In a public sector context, both the Productivity Commission and the OAIC have noted that community trust and acceptance – aka having a ‘social licence to operate’ – is vital for projects involving greater data sharing and release. The UK’s privacy regulator has likewise noted that “trust and public engagement is a prerequisite for government systems to work. Greater trust leads to more rapid and complete take up of services across the population being served”.
So what do the stats tell us about trust – who has it, and how to get it?
First, the level of trust Australians place in an organisation to handle their personal information does depend (in part – but I will get to that) on the type of organisation itself. The OAIC’s regular surveys into community attitudes towards privacy reveal that the organisations with the highest level of trust are health service providers and financial institutions – although with all sectors suffering a significant lessening of trust from 2013 to 2020. The organisations with the lowest level of trust are social media companies.
But other data from the OAIC also shows us that the two sectors with the worst record in terms of the number of notifiable data breaches suffered are… health service providers and financial institutions!
So what’s going on here – the organisations with ostensibly the worst data security outcomes are also the most trusted? And if the companies suffering the lowest level of customer trust – hello, Facebook – are miraculously still in business, why are we bothering to care about trust at all?
Clearly, simply asking whether a sector is trusted is not giving us the full picture.
First, trust in a sector as a whole doesn’t necessarily correlate into use of a sector as a whole. It’s not like you or I can really choose not to engage at all with the banking sector, or the healthcare sector, let alone with government.
Second, it turns out that gaining a social licence to use data is far more nuanced than simply a matter of checking that your organisation or brand enjoys an underlying level of trust.
Instead, you need to look at a multiplicity of factors which impact on whether any particular project will have a social licence to operate.
A multi-year, eight-nation research project by the World Economic Forum and Microsoft sought to measure the impact of context on individuals’ attitudes towards privacy and the use of their personal information. Their research made two critical findings.
First, there are four types of factors which influence an individual’s degree of trust in any given proposal to use their personal information:
- the situational context – i.e. the nature of the proposal itself
- demographics – research has shown that an individual’s gender, age, ethnicity and country of origin can each influence the value they place on privacy
- culture – local cultural norms also play a part, and
- perceptions – about the strength of legal protections available, as well as about the individual’s own level of confidence navigating technology.

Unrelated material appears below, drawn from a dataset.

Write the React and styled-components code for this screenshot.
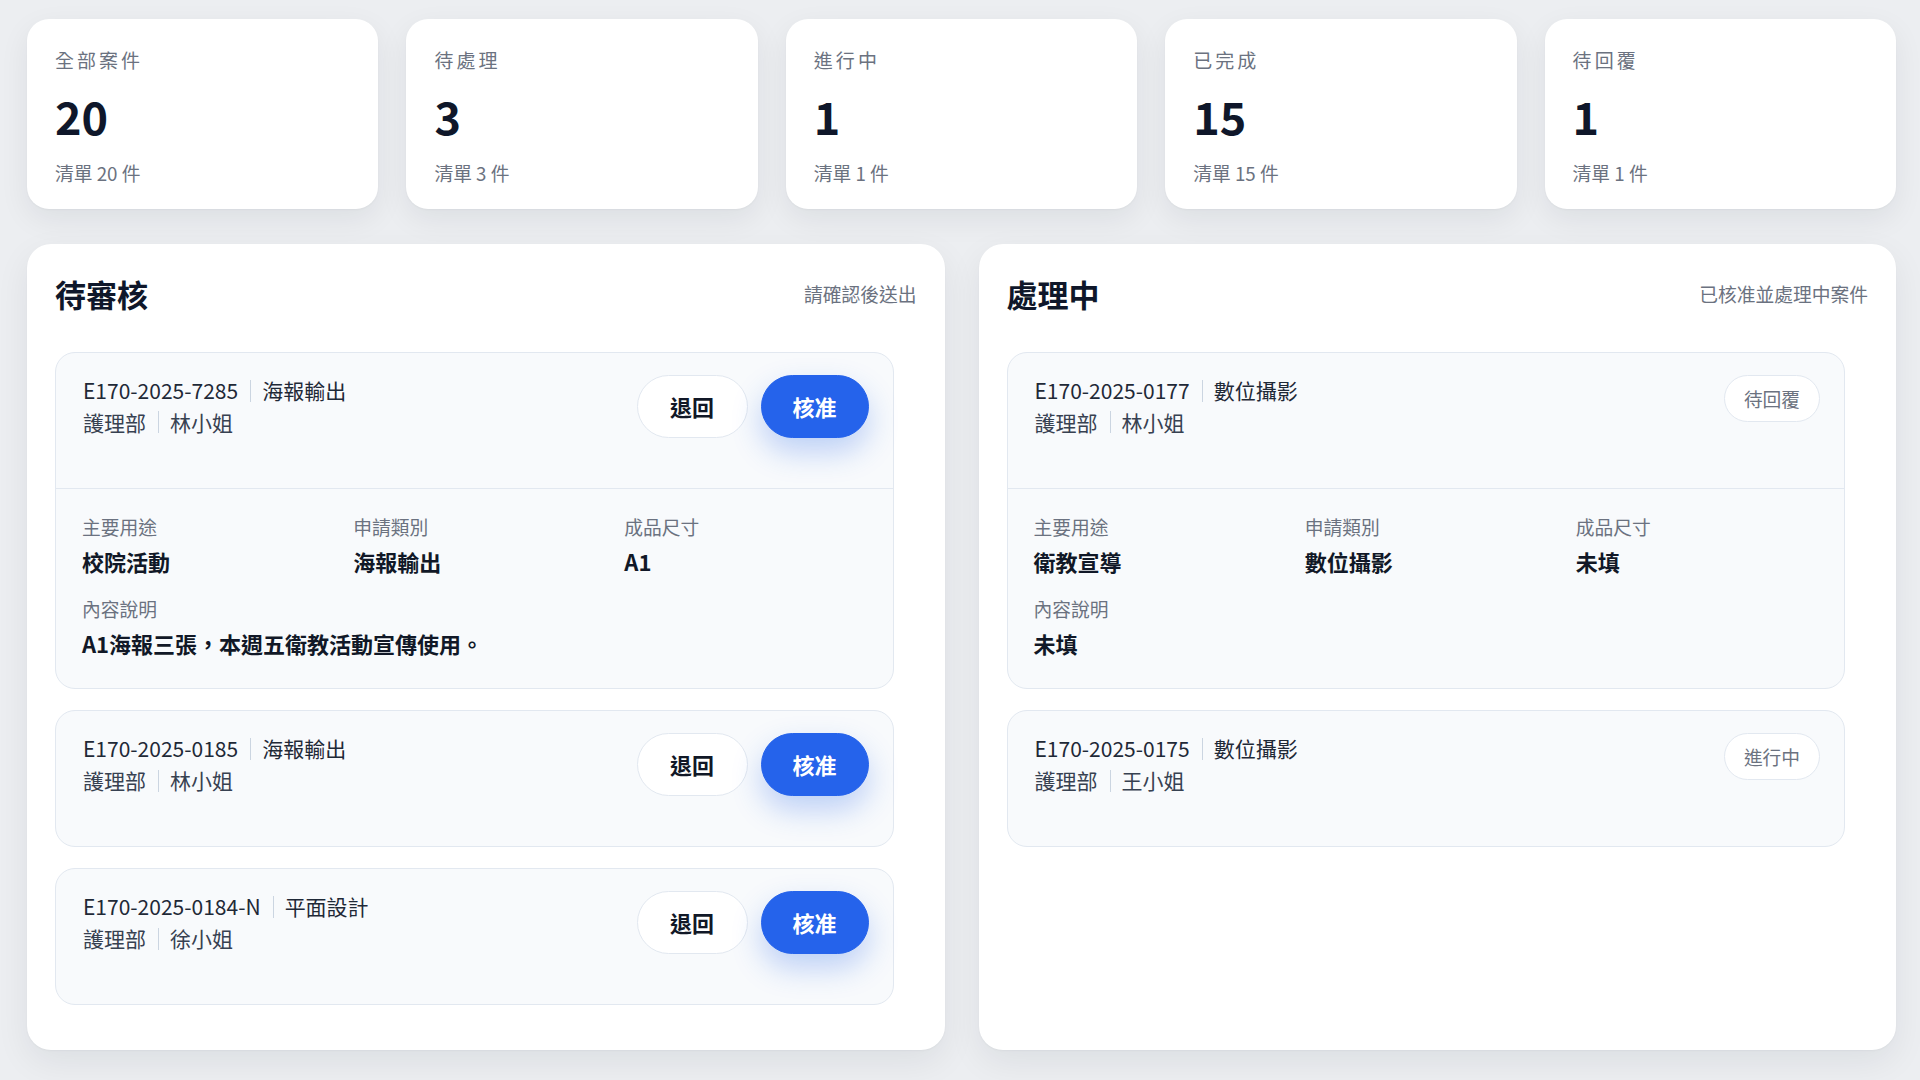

From an organisational point of view, you will only have control over the first of those four factors: the situational context.
Second, in terms of the situational context, there are seven variables that individuals consider, when determining whether they would accept any given scenario involving the use of their personal information. Interestingly, the single most important variable affecting the ‘acceptability’ of a scenario was not the type of data at issue, the way it was proposed to be used, the type of organisation or institution seeking to use it or even the pre-existing level of trust enjoyed by the particular organisation proposing the project – but the method by which the personal information was originally collected.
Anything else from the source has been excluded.